** Given instruction **
Among the lines below, count those containing the word "React". Give the number only.
■ ■ ■ ■
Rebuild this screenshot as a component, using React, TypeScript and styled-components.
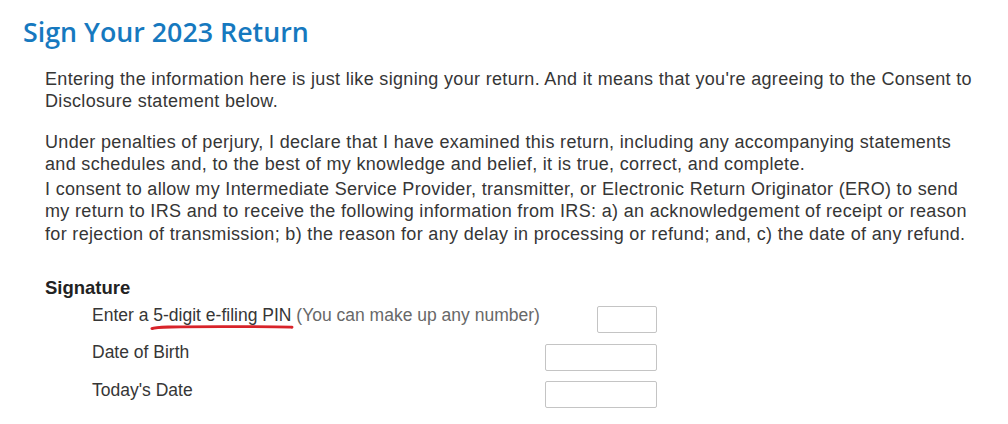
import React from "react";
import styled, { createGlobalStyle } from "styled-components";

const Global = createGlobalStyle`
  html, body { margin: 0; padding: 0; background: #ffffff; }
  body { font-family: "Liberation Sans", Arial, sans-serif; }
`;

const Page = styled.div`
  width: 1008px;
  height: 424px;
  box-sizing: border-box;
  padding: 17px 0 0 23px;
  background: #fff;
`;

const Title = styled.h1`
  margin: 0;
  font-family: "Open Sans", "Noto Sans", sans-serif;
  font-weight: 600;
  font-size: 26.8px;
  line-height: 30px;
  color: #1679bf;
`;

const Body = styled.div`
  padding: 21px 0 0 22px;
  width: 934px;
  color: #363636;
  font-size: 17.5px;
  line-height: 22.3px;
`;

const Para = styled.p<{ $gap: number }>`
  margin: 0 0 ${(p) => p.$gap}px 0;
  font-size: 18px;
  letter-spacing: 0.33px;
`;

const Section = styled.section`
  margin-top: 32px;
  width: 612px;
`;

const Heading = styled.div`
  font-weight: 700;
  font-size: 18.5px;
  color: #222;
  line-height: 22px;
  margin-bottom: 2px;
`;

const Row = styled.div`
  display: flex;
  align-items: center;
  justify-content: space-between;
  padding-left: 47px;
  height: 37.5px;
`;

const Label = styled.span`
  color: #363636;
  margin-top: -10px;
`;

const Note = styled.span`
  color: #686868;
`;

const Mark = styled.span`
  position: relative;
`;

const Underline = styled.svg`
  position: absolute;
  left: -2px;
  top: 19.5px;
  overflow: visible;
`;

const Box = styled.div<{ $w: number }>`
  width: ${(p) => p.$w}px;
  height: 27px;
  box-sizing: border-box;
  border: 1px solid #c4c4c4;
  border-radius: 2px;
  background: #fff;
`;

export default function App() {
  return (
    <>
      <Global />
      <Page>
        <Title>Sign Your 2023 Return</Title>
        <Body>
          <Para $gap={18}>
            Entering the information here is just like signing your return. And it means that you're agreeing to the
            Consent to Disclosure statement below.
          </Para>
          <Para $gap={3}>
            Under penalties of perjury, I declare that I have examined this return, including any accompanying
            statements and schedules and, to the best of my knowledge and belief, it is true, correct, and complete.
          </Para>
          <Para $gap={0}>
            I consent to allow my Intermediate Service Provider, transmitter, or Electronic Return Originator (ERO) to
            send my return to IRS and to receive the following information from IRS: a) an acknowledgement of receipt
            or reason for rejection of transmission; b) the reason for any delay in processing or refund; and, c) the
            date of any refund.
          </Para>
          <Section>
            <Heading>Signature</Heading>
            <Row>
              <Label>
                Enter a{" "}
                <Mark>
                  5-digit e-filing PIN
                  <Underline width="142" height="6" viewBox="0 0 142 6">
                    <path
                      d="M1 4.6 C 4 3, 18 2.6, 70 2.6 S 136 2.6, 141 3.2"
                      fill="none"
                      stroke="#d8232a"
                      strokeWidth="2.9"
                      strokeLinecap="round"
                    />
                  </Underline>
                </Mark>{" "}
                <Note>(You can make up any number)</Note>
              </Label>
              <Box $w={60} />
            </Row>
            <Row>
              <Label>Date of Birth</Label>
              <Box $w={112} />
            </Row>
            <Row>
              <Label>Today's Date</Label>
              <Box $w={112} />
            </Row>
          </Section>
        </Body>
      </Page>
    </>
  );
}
■ ■ ■ ■
** Exercise result **
2